[Items from a data source]
•••

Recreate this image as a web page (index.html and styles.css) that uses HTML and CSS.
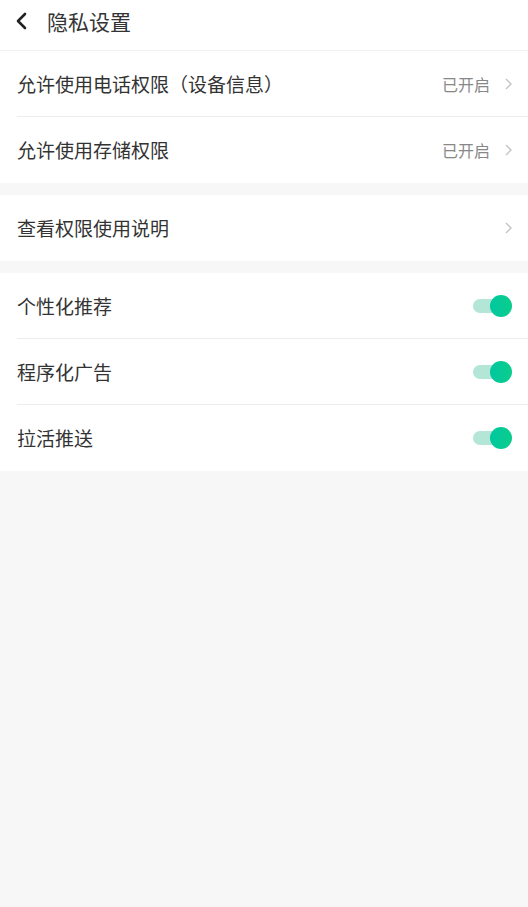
FILE: index.html
```html
<!DOCTYPE html>
<html lang="zh-CN">
<head>
<meta charset="utf-8">
<title>隐私设置</title>
<link rel="stylesheet" href="styles.css">
</head>
<body>
<header class="topbar">
  <span class="back">
    <svg width="14" height="18" viewBox="0 0 14 18"><path d="M11 2 L4 9 L11 16" fill="none" stroke="#222" stroke-width="2.6" stroke-linecap="round" stroke-linejoin="round"/></svg>
  </span>
  <h1 class="title">隐私设置</h1>
</header>

<section class="group">
  <div class="row">
    <span class="label">允许使用电话权限（设备信息）</span>
    <span class="value">已开启</span>
    <svg class="chev" width="9" height="14" viewBox="0 0 9 14"><path d="M2 2 L7 7 L2 12" fill="none" stroke="#c4c4c4" stroke-width="1.4"/></svg>
  </div>
  <div class="row">
    <span class="label">允许使用存储权限</span>
    <span class="value">已开启</span>
    <svg class="chev" width="9" height="14" viewBox="0 0 9 14"><path d="M2 2 L7 7 L2 12" fill="none" stroke="#c4c4c4" stroke-width="1.4"/></svg>
  </div>
</section>

<section class="group">
  <div class="row">
    <span class="label">查看权限使用说明</span>
    <svg class="chev" width="9" height="14" viewBox="0 0 9 14"><path d="M2 2 L7 7 L2 12" fill="none" stroke="#c4c4c4" stroke-width="1.4"/></svg>
  </div>
</section>

<section class="group">
  <div class="row">
    <span class="label">个性化推荐</span>
    <span class="switch"><span class="track"></span><span class="knob"></span></span>
  </div>
  <div class="row">
    <span class="label">程序化广告</span>
    <span class="switch"><span class="track"></span><span class="knob"></span></span>
  </div>
  <div class="row">
    <span class="label">拉活推送</span>
    <span class="switch"><span class="track"></span><span class="knob"></span></span>
  </div>
</section>
</body>
</html>
```
FILE: styles.css
```css
html, body {
  margin: 0;
  padding: 0;
  background: #f7f7f7;
  font-family: "Noto Sans CJK SC", "Noto Sans", sans-serif;
  color: #333;
}
.topbar {
  height: 51px;
  box-sizing: border-box;
  background: #fff;
  border-bottom: 1px solid #f1f1f1;
  display: flex;
  align-items: center;
  padding-left: 14px;
}
.back {
  display: flex;
  width: 14px;
  height: 18px;
  margin-top: -8px;
}
.title {
  margin: -8px 0 0 19px;
  font-size: 21px;
  font-weight: 400;
  color: #333;
}
.group {
  background: #fff;
  margin-bottom: 12px;
}
.row {
  display: flex;
  align-items: center;
  height: 66px;
  box-sizing: border-box;
  margin-left: 17px;
  padding-right: 16px;
  border-bottom: 1px solid #ececec;
}
.row:last-child {
  border-bottom-color: transparent;
}
.label {
  flex: 1;
  font-size: 19px;
  color: #333;
}
.value {
  font-size: 16px;
  color: #888;
  margin-right: 14px;
}
.chev {
  display: block;
  margin-right: -1px;
}
.switch {
  position: relative;
  width: 40px;
  height: 22px;
}
.track {
  position: absolute;
  left: 1px;
  top: 4px;
  width: 30px;
  height: 14px;
  border-radius: 7px;
  background: #b3e6d6;
}
.knob {
  position: absolute;
  right: 0;
  top: 0;
  width: 22px;
  height: 22px;
  border-radius: 50%;
  background: linear-gradient(90deg, #00c79f, #0ccd8c);
}
```
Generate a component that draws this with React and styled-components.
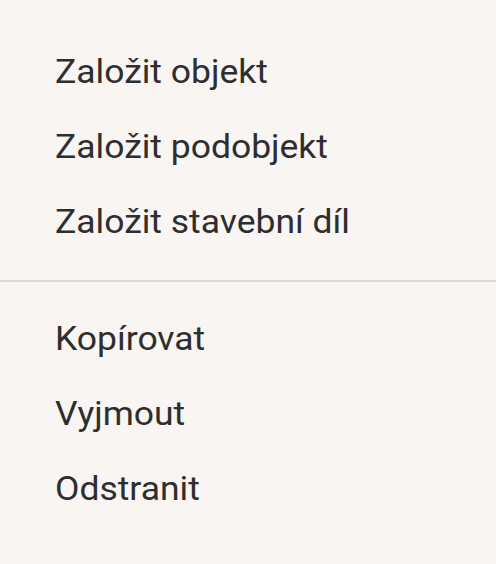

•••

*Work to complete*
Transcribe the records above exactly, leaving out every picture.

*Expected answer*
Recreate this image as a web page (index.html and styles.css) that uses HTML and CSS.
FILE: index.html
```html
<!DOCTYPE html>
<html lang="zh-CN">
<head>
<meta charset="utf-8">
<title>隐私设置</title>
<link rel="stylesheet" href="styles.css">
</head>
<body>
<header class="topbar">
  <span class="back">
    <svg width="14" height="18" viewBox="0 0 14 18"><path d="M11 2 L4 9 L11 16" fill="none" stroke="#222" stroke-width="2.6" stroke-linecap="round" stroke-linejoin="round"/></svg>
  </span>
  <h1 class="title">隐私设置</h1>
</header>

<section class="group">
  <div class="row">
    <span class="label">允许使用电话权限（设备信息）</span>
    <span class="value">已开启</span>
    <svg class="chev" width="9" height="14" viewBox="0 0 9 14"><path d="M2 2 L7 7 L2 12" fill="none" stroke="#c4c4c4" stroke-width="1.4"/></svg>
  </div>
  <div class="row">
    <span class="label">允许使用存储权限</span>
    <span class="value">已开启</span>
    <svg class="chev" width="9" height="14" viewBox="0 0 9 14"><path d="M2 2 L7 7 L2 12" fill="none" stroke="#c4c4c4" stroke-width="1.4"/></svg>
  </div>
</section>

<section class="group">
  <div class="row">
    <span class="label">查看权限使用说明</span>
    <svg class="chev" width="9" height="14" viewBox="0 0 9 14"><path d="M2 2 L7 7 L2 12" fill="none" stroke="#c4c4c4" stroke-width="1.4"/></svg>
  </div>
</section>

<section class="group">
  <div class="row">
    <span class="label">个性化推荐</span>
    <span class="switch"><span class="track"></span><span class="knob"></span></span>
  </div>
  <div class="row">
    <span class="label">程序化广告</span>
    <span class="switch"><span class="track"></span><span class="knob"></span></span>
  </div>
  <div class="row">
    <span class="label">拉活推送</span>
    <span class="switch"><span class="track"></span><span class="knob"></span></span>
  </div>
</section>
</body>
</html>
```
FILE: styles.css
```css
html, body {
  margin: 0;
  padding: 0;
  background: #f7f7f7;
  font-family: "Noto Sans CJK SC", "Noto Sans", sans-serif;
  color: #333;
}
.topbar {
  height: 51px;
  box-sizing: border-box;
  background: #fff;
  border-bottom: 1px solid #f1f1f1;
  display: flex;
  align-items: center;
  padding-left: 14px;
}
.back {
  display: flex;
  width: 14px;
  height: 18px;
  margin-top: -8px;
}
.title {
  margin: -8px 0 0 19px;
  font-size: 21px;
  font-weight: 400;
  color: #333;
}
.group {
  background: #fff;
  margin-bottom: 12px;
}
.row {
  display: flex;
  align-items: center;
  height: 66px;
  box-sizing: border-box;
  margin-left: 17px;
  padding-right: 16px;
  border-bottom: 1px solid #ececec;
}
.row:last-child {
  border-bottom-color: transparent;
}
.label {
  flex: 1;
  font-size: 19px;
  color: #333;
}
.value {
  font-size: 16px;
  color: #888;
  margin-right: 14px;
}
.chev {
  display: block;
  margin-right: -1px;
}
.switch {
  position: relative;
  width: 40px;
  height: 22px;
}
.track {
  position: absolute;
  left: 1px;
  top: 4px;
  width: 30px;
  height: 14px;
  border-radius: 7px;
  background: #b3e6d6;
}
.knob {
  position: absolute;
  right: 0;
  top: 0;
  width: 22px;
  height: 22px;
  border-radius: 50%;
  background: linear-gradient(90deg, #00c79f, #0ccd8c);
}
```
Generate a component that draws this with React and styled-components.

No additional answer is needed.